For instance, a story on the top of Hacker News today says:

This is what I asked in January 2007 on this site, shortly after the original iPhone was launched:

"1. Will Apple lock down the iPhone, blocking Flash, Java, custom widgets, and open development from its new platform?

  1. Could Apple’s multi-touch patents actually stifle growth of new, interactive displays?"

Unfortunately, that turned out to prescient

And the FSF is out there calling this an unprecedented march of DRM:

With new tablet device, Apple's Steve Jobs pushes unprecedented extension of DRM to a new class of general purpose computers

It's a fair initial reaction. Apple didn't build a general-purpose computer as its next entry into the market. Instead, they built a heavily proprietary, locked down device. In order to install an application onto the device, Apple must approve the application.

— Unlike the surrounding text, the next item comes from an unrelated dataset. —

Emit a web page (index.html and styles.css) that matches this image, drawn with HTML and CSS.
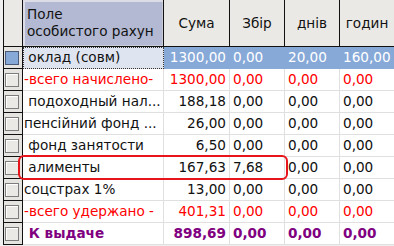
FILE: index.html
```html
<!DOCTYPE html>
<html>
<head>
<meta charset="utf-8">
<link rel="stylesheet" href="styles.css">
</head>
<body>
<div class="wrap">
  <div class="grid">
    <div class="hc ind"></div>
    <div class="hc name-h"><span>Поле<br>особистого рахун</span></div>
    <div class="hc">Сума</div>
    <div class="hc">Збір</div>
    <div class="hc">днів</div>
    <div class="hc">годин</div>

    <div class="ic sel"><i></i></div>
    <div class="c name focus"> оклад (совм)</div>
    <div class="c num selc">1300,00</div>
    <div class="c selc">0,00</div>
    <div class="c selc">20,00</div>
    <div class="c selc">160,00</div>

    <div class="ic"><i></i></div>
    <div class="c name red">-всего начислено-</div>
    <div class="c num red">1300,00</div>
    <div class="c red">0,00</div>
    <div class="c red">0,00</div>
    <div class="c red">0,00</div>

    <div class="ic"><i></i></div>
    <div class="c name"> подоходный нал...</div>
    <div class="c num">188,18</div>
    <div class="c">0,00</div>
    <div class="c">0,00</div>
    <div class="c">0,00</div>

    <div class="ic"><i></i></div>
    <div class="c name">пенсійний фонд ...</div>
    <div class="c num">26,00</div>
    <div class="c">0,00</div>
    <div class="c">0,00</div>
    <div class="c">0,00</div>

    <div class="ic"><i></i></div>
    <div class="c name"> фонд занятости</div>
    <div class="c num">6,50</div>
    <div class="c">0,00</div>
    <div class="c">0,00</div>
    <div class="c">0,00</div>

    <div class="ic"><i></i></div>
    <div class="c name"> алименты</div>
    <div class="c num">167,63</div>
    <div class="c">7,68</div>
    <div class="c">0,00</div>
    <div class="c">0,00</div>

    <div class="ic"><i></i></div>
    <div class="c name">соцстрах 1%</div>
    <div class="c num">13,00</div>
    <div class="c">0,00</div>
    <div class="c">0,00</div>
    <div class="c">0,00</div>

    <div class="ic"><i></i></div>
    <div class="c name red">-всего удержано -</div>
    <div class="c num red">401,31</div>
    <div class="c red">0,00</div>
    <div class="c red">0,00</div>
    <div class="c red">0,00</div>

    <div class="ic"><i></i></div>
    <div class="c name purple"> К выдаче</div>
    <div class="c num purple">898,69</div>
    <div class="c purple">0,00</div>
    <div class="c purple">0,00</div>
    <div class="c purple">0,00</div>
  </div>
  <div class="mark"></div>
</div>
</body>
</html>
```
FILE: styles.css
```css
html, body {
  margin: 0;
  padding: 0;
  background: #efefef;
  width: 394px;
  height: 246px;
  overflow: hidden;
}
.wrap {
  position: relative;
  padding-left: 3px;
  font-family: "DejaVu Sans", sans-serif;
  font-size: 13.6px;
  color: #111;
}
.grid {
  display: grid;
  grid-template-columns: 20px 141px 66px 55px 55px 55px;
  grid-template-rows: 47px repeat(9, 22px);
  background: #fff;
}
.hc {
  box-sizing: border-box;
  background: #ebe9e6;
  border-right: 1px solid #111;
  border-bottom: 1px solid #111;
  display: flex;
  align-items: center;
  justify-content: center;
  line-height: 17px;
}
.hc.ind {
  border-left: 1px solid #111;
}
.hc.name-h {
  justify-content: flex-start;
  background: #b3b9d3;
  box-shadow: inset 2px 2px 0 #dcdde6, inset -1px -1px 0 #c9cbd8;
  padding-left: 4px;
}
.ic {
  box-sizing: border-box;
  background: #e6e4e1;
  border-left: 1px solid #111;
  border-right: 1px solid #111;
  border-bottom: 1px solid #111;
  display: flex;
  align-items: center;
  padding-left: 1px;
}
.ic i {
  display: block;
  width: 14px;
  height: 14px;
  box-sizing: border-box;
  border: 1px solid #7c7c7c;
  background: #ebe9e6;
  box-shadow: inset 1px 1px 0 #fff;
}
.ic.sel i {
  background: #87a9d8;
  border-color: #4a5a78;
  box-shadow: none;
}
.c {
  box-sizing: border-box;
  border-right: 1px solid #e0e0e0;
  border-bottom: 1px solid #e0e0e0;
  line-height: 21px;
  white-space: pre;
  overflow: hidden;
  padding-left: 3px;
}
.c.name {
  padding-left: 1px;
}
.c.num {
  text-align: right;
  padding-right: 3px;
}
.c.focus {
  background: #dfe5f0;
  outline: 1px dotted #333;
  outline-offset: -1px;
}
.c.selc {
  background: #87a9d8;
  color: #fff;
  border-bottom-color: #87a9d8;
  border-right-color: #87a9d8;
}
.red {
  color: #f00;
}
.purple {
  color: #800080;
  font-weight: bold;
}
.mark {
  position: absolute;
  left: 18px;
  top: 155px;
  width: 270px;
  height: 25px;
  box-sizing: border-box;
  border: 2px solid #e8141c;
  border-radius: 6px;
}
```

I don't need to address the merits of the argument against how Apple handles native applications, because it's irrelevant. A much, much larger force is at work here.

With the iPad, Apple has created two platforms. First, they have produced a heavily proprietary, native platform that requires Apple approval and has significant Apple restrictions. But ironically, with their heavy focus on improving the quality of Safari and the HTML standard, they have shipped the iPad with a platform based on open, unencumbered technologies.

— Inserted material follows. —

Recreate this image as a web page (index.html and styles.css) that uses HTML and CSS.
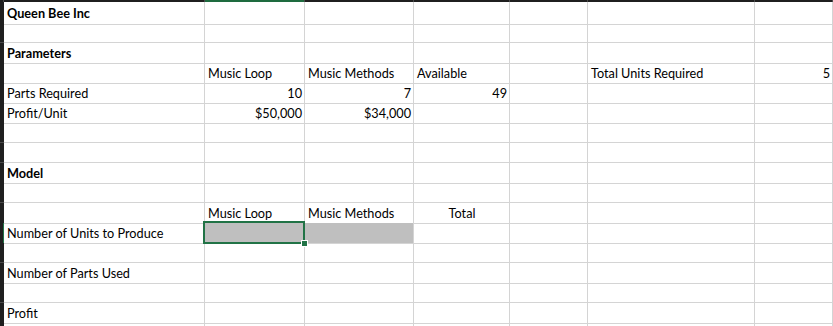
FILE: index.html
```html
<!DOCTYPE html>
<html>
<head>
<meta charset="utf-8">
<link rel="stylesheet" href="styles.css">
</head>
<body>
<div class="sheet">
  <div class="row top">
    <div class="h"></div><div class="h"></div><div class="h act"></div><div class="h"></div><div class="h"></div><div class="h"></div><div class="h"></div><div class="h"></div>
  </div>
  <div class="row first">
    <div class="rh"></div><div class="c b">Queen Bee Inc</div><div class="c"></div><div class="c"></div><div class="c"></div><div class="c"></div><div class="c"></div><div class="c"></div>
  </div>
  <div class="row">
    <div class="rh"></div><div class="c"></div><div class="c"></div><div class="c"></div><div class="c"></div><div class="c"></div><div class="c"></div><div class="c"></div>
  </div>
  <div class="row">
    <div class="rh"></div><div class="c b">Parameters</div><div class="c"></div><div class="c"></div><div class="c"></div><div class="c"></div><div class="c"></div><div class="c"></div>
  </div>
  <div class="row">
    <div class="rh"></div><div class="c"></div><div class="c">Music Loop</div><div class="c">Music Methods</div><div class="c">Available</div><div class="c"></div><div class="c">Total Units Required</div><div class="c r">5</div>
  </div>
  <div class="row">
    <div class="rh"></div><div class="c">Parts Required</div><div class="c r">10</div><div class="c r">7</div><div class="c r">49</div><div class="c"></div><div class="c"></div><div class="c"></div>
  </div>
  <div class="row">
    <div class="rh"></div><div class="c">Profit/Unit</div><div class="c r">$50,000</div><div class="c r">$34,000</div><div class="c"></div><div class="c"></div><div class="c"></div><div class="c"></div>
  </div>
  <div class="row">
    <div class="rh"></div><div class="c"></div><div class="c"></div><div class="c"></div><div class="c"></div><div class="c"></div><div class="c"></div><div class="c"></div>
  </div>
  <div class="row">
    <div class="rh"></div><div class="c"></div><div class="c"></div><div class="c"></div><div class="c"></div><div class="c"></div><div class="c"></div><div class="c"></div>
  </div>
  <div class="row">
    <div class="rh"></div><div class="c b">Model</div><div class="c"></div><div class="c"></div><div class="c"></div><div class="c"></div><div class="c"></div><div class="c"></div>
  </div>
  <div class="row">
    <div class="rh"></div><div class="c"></div><div class="c"></div><div class="c"></div><div class="c"></div><div class="c"></div><div class="c"></div><div class="c"></div>
  </div>
  <div class="row">
    <div class="rh"></div><div class="c"></div><div class="c">Music Loop</div><div class="c">Music Methods</div><div class="c m">Total</div><div class="c"></div><div class="c"></div><div class="c"></div>
  </div>
  <div class="row">
    <div class="rh hl"></div><div class="c">Number of Units to Produce</div><div class="c fill sel"><span class="handle"></span></div><div class="c fill"></div><div class="c"></div><div class="c"></div><div class="c"></div><div class="c"></div>
  </div>
  <div class="row">
    <div class="rh"></div><div class="c"></div><div class="c"></div><div class="c"></div><div class="c"></div><div class="c"></div><div class="c"></div><div class="c"></div>
  </div>
  <div class="row">
    <div class="rh"></div><div class="c">Number of Parts Used</div><div class="c"></div><div class="c"></div><div class="c"></div><div class="c"></div><div class="c"></div><div class="c"></div>
  </div>
  <div class="row">
    <div class="rh"></div><div class="c"></div><div class="c"></div><div class="c"></div><div class="c"></div><div class="c"></div><div class="c"></div><div class="c"></div>
  </div>
  <div class="row">
    <div class="rh"></div><div class="c">Profit</div><div class="c"></div><div class="c"></div><div class="c"></div><div class="c"></div><div class="c"></div><div class="c"></div>
  </div>
  <div class="row">
    <div class="rh"></div><div class="c"></div><div class="c"></div><div class="c"></div><div class="c"></div><div class="c"></div><div class="c"></div><div class="c"></div>
  </div>
</div>
</body>
</html>
```

FILE: styles.css
```css
html, body {
  margin: 0;
  padding: 0;
  background: #ffffff;
  overflow: hidden;
}
.sheet {
  width: 833px;
  height: 326px;
  overflow: hidden;
  font-family: "Lato", "Liberation Sans", sans-serif;
  font-size: 12.7px;
  color: #000;
}
.row {
  display: grid;
  grid-template-columns: 4px 201px 100px 109px 96px 78px 167px 78px;
  height: 20px;
}
.row.top {
  height: 2px;
}
.row.first {
  height: 21px;
}
.h {
  background: #1f1f1f;
  box-sizing: border-box;
  border-right: 1px solid #4a4a4a;
}
.h.act {
  background: #1e6b3f;
}
.rh {
  background: #1f1f1f;
  box-sizing: border-box;
  border-bottom: 1px solid #4a4a4a;
}
.rh.hl {
  box-shadow: inset -1px 0 0 #217346;
}
.c {
  box-sizing: border-box;
  border-right: 1px solid #d4d4d4;
  border-bottom: 1px solid #d4d4d4;
  padding: 0 2px 0 3px;
  line-height: 20px;
  white-space: nowrap;
  overflow: visible;
}
.first .c {
  line-height: 22px;
}
.c.b {
  font-weight: bold;
}
.c.r {
  text-align: right;
}
.c.m {
  text-align: center;
}
.c.fill {
  background: #bfbfbf;
}
.c.sel {
  position: relative;
}
.c.sel::after {
  content: "";
  position: absolute;
  left: -2px;
  top: -2px;
  right: -1px;
  bottom: -1px;
  border: 2px solid #217346;
}
.handle {
  position: absolute;
  right: -4px;
  bottom: -4px;
  width: 5px;
  height: 5px;
  background: #217346;
  border: 1px solid #ffffff;
  z-index: 2;
}
```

If you haven't been paying attention, over the past couple of years, the web platform has gotten offline APIs, improved caching support, local storage (on Safari, that includes an on-device SQLite database accessible through JavaScript), CSS-based animations, and custom, downloadable fonts. Mobile Safari has support for gestures, Geolocation, and hardware-accelerated graphics.

Additionally, Apple has remained at the forefront of these technologies, literally building some of them for mobile devices (hardware-accelerated animations were built for the iPhone, and by extension, the iPad). The Open Source Webkit project has remained extremely active, and in fact, has only accelerated progress since Apple first released its Native SDK, so Apple's "locked down" strategy has a very carefully carved out intentional exception.

Apple even makes it easy to take a web app and put it on the home screen amongst normal apps. When you do this, the iPhone downloads all the assets in the HTML5 cache manifest to make the work better as an offline app. This is how I use Gmail on my iPhone (because Google knows what's going on in this space, they leverage new tech in Safari quite well). When Apple rejected Google Voice, Google immediately built a Safari version of the app. The way they tell it:

Already, Google says it is readying a replacement for the Google Voice app that will offer exactly the same features as the rejected app—except that it will take the form of a specialized, iPhone-shaped Web page

Ironically, despite claims that not allowing Flash or Java represent a victory for proprietary technologies and a loss for open technologies, they represent quite the opposite. By restricting the web platform on the iPhone and iPad to open, patent-free, technologies, Apple has created a highly desirable market for pure-HTML5 apps. This is, frankly, a win for supporters of open technologies.